Sunday, December 04, 2005

Hangover of the Gods


Ugh. Hangover bad! Feel like about 2 dollars and 17 cents. Blarg. Now, that's Keira Knightley, the actress. She's hot. I mean, I'd like to hang around with her, in bed maybe, and say, hey, Keir, check that out over there. Wow. Yeah, I mean, I'd be like, you know baby, not right now, I have a hangover, and she'd be like, aw, let me give you a hug, dahling. So fine. Cool. Oh, my head.

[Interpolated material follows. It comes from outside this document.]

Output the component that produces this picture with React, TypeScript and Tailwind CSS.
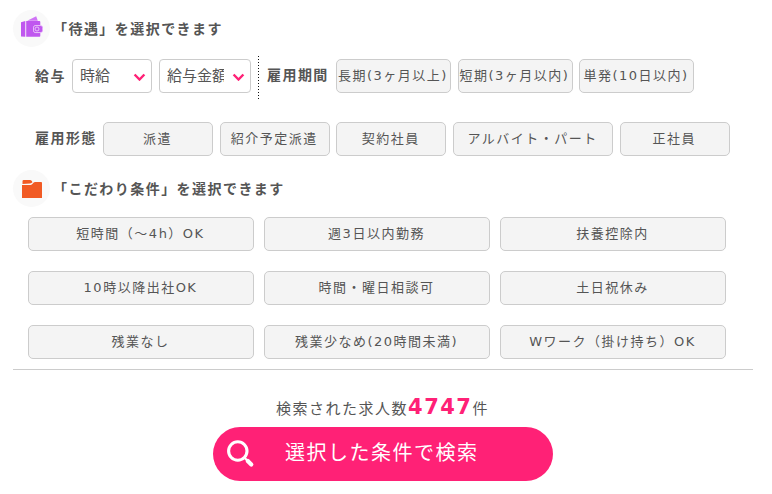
import React from "react";

const option =
  "box-border h-[34px] shrink-0 whitespace-nowrap rounded-[5px] border border-[#ccc] bg-[#f4f4f4] p-0 pr-px text-center text-[13px] leading-[32px] tracking-[1.5px] text-[#555]";

function Option({ label, size }: { label: string; size: string }) {
  return (
    <button type="button" className={`${option} ${size}`}>
      {label}
    </button>
  );
}

function Picker({ value, size }: { value: string; size: string }) {
  return (
    <div
      className={`flex h-[34px] shrink-0 items-center rounded-[4px] border border-[#ccc] bg-white pl-[7px] pr-[5px] tracking-normal ${size}`}
    >
      <span className="min-w-0 flex-1 overflow-hidden whitespace-nowrap text-[15px] leading-[30px]">{value}</span>
      <svg className="ml-[8px] shrink-0" width="13" height="9" viewBox="0 0 13 9" fill="none">
        <path d="M1.6 1.6 6.5 6.6 11.4 1.6" transform="translate(0 .9)" stroke="#ff2176" strokeWidth="2.4" />
      </svg>
    </div>
  );
}

function Heading({ icon, text }: { icon: React.ReactNode; text: string }) {
  return (
    <div className="flex h-[37px] items-center">
      <div className="flex h-[37px] w-[37px] items-center justify-center rounded-full bg-[#f9f9f9]">{icon}</div>
      <h2 className="ml-[3px] text-[14px] font-bold leading-[20px]">{text}</h2>
    </div>
  );
}

const wallet = (
  <svg className="mb-[3px] ml-px" width="22" height="22" viewBox="0 0 22 22">
    <path d="M6.2 4.7 15.2.2l1.6 4.5z" fill="#cf74f5" />
    <path d="M0 6.3 4.3 5v15.8L0 20.6zM5.2 5h13.3q.8 0 .8 1v3h-4.3q-3 .6-3 4t3 4h4.3v3q0 .8-.8.8H5.2z" fill="#c057ef" />
    <rect x="12.5" y="9.6" width="9.2" height="7" rx="2" fill="#c057ef" stroke="#ecc9fb" strokeWidth=".7" />
    <circle cx="16" cy="13" r="2" fill="none" stroke="#ecc9fb" strokeWidth=".9" />
  </svg>
);

const folder = (
  <svg className="ml-px" width="20" height="18" viewBox="0 0 20 18">
    <path d="M.5 4V1.2Q.5 0 1.7 0H8q1 0 1.6.8l.9 1.5Q9.5 3.4 8 3.4z" fill="#f15a24" />
    <path d="M0 5h8.6q1.4 0 2.2-1.4Q11.5 2 13 2h6.2q.8 0 .8 1v15H0z" fill="#f15a24" />
  </svg>
);

const conditions = [
  "短時間（～4h）OK",
  "週3日以内勤務",
  "扶養控除内",
  "10時以降出社OK",
  "時間・曜日相談可",
  "土日祝休み",
  "残業なし",
  "残業少なめ(20時間未満)",
  "Wワーク（掛け持ち）OK",
];

export default function App() {
  return (
    <main className="h-[494px] w-[772px] overflow-hidden bg-white pl-[13px] pt-[10px] font-['DejaVu_Sans','Noto_Sans_CJK_JP',sans-serif] text-[14px] tracking-[1.45px] text-[#555]">
      <Heading icon={wallet} text="「待遇」を選択できます" />

      <div className="mt-[9px] flex h-[45px] pl-[22px]">
        <div className="w-[37px] shrink-0 whitespace-nowrap pt-[10px] font-bold leading-[20px]">給与</div>
        <div className="flex gap-[7px] pt-[3px]">
          <Picker value="時給" size="w-[80px]" />
          <Picker value="給与金額" size="w-[92px]" />
        </div>
        <svg className="ml-[7px] shrink-0" width="1" height="45" viewBox="0 0 1 45">
          <path d="M.5 0v45" stroke="#111" strokeDasharray="1 2" />
        </svg>
        <div className="ml-[8px] w-[69px] shrink-0 whitespace-nowrap pt-[9px] font-bold leading-[20px]">雇用期間</div>
        <div className="flex gap-[6.5px] pt-[3px]">
          <Option label="長期(3ヶ月以上)" size="w-[115px]" />
          <Option label="短期(3ヶ月以内)" size="w-[115px]" />
          <Option label="単発(10日以内)" size="w-[115px]" />
        </div>
      </div>

      <div className="mt-[21px] flex h-[34px] pl-[22px]">
        <div className="w-[68px] shrink-0 whitespace-nowrap pt-[6px] font-bold leading-[20px]">雇用形態</div>
        <div className="flex gap-[6.7px]">
          <Option label="派遣" size="w-[110px]" />
          <Option label="紹介予定派遣" size="w-[110px]" />
          <Option label="契約社員" size="w-[110px]" />
          <Option label="アルバイト・パート" size="w-[160px]" />
          <Option label="正社員" size="w-[110px]" />
        </div>
      </div>

      <div className="mt-[14px]">
        <Heading icon={folder} text="「こだわり条件」を選択できます" />
      </div>

      <div className="mt-[10px] grid w-[713px] grid-cols-3 gap-x-[10px] gap-y-[20px] pl-[15px]">
        {conditions.map((label) => (
          <Option key={label} label={label} size="w-full" />
        ))}
      </div>

      <div className="mt-[10px] w-[740px] border-t border-[#ccc]" />

      <div className="w-[740px] pt-[22px]">
        <p className="flex h-[30px] items-baseline justify-center pr-px text-[15px] leading-[30px] tracking-[1.5px]">
          検索された求人数
          <strong className="text-[21px] font-bold text-[#ff2176]">4747</strong>
          件
        </p>
        <button
          type="button"
          className="mx-auto mt-[5px] flex h-[54px] w-[340px] items-center rounded-full bg-[#ff2176] pl-[13px] text-[20px] tracking-[1.5px] text-white"
        >
          <svg width="30" height="30" viewBox="0 0 30 30" fill="none" stroke="#fff">
            <circle cx="11.8" cy="12" r="9.2" strokeWidth="3.1" />
            <path d="m18.3 18.5 3 3" strokeWidth="2.2" />
            <path d="m21.8 22 3.5 3.5" strokeWidth="4.2" strokeLinecap="round" />
          </svg>
          <span className="ml-[29px] pb-[2px] leading-[30px]">選択した条件で検索</span>
        </button>
      </div>
    </main>
  );
}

Thursday, December 01, 2005

Avarice and Neglect

When I read the transcript of the President's remarks on his "Plan for Victory" in Iraq, I heard a lot of statistics recited, a lot of hoo-hah about Iraq's phantom military constantly making strides toward seizing the reins from a beleaguered American military, and of course, ubiquitous pats on the back for his cronies (that all his speeches seem written to contain); but I didn't hear anything about an, ahem, plan for victory. At this point, I just want to ask my President, what is "victory" in this precarious situation? Of all of our stated reasons for being in a foreign, sovereign nation to begin with, i.e., the removal of weapons of Mass Destruction, and the Hussein regime, one proved false prima facie, and the other has been accomplished...the one reason that our president vowed to us he would never, never use American troops for, and that is nation building, is now our only goal. History teaches this is a failed mission; no project the likes of which we are attempting ever leaves anything but generations of misery. And this in a region that is only now beginning to emerge from the hangover of British occupation that wrought the Palestinian/Israel dilemma. Mistakes that we seemed "Planned to Repeat."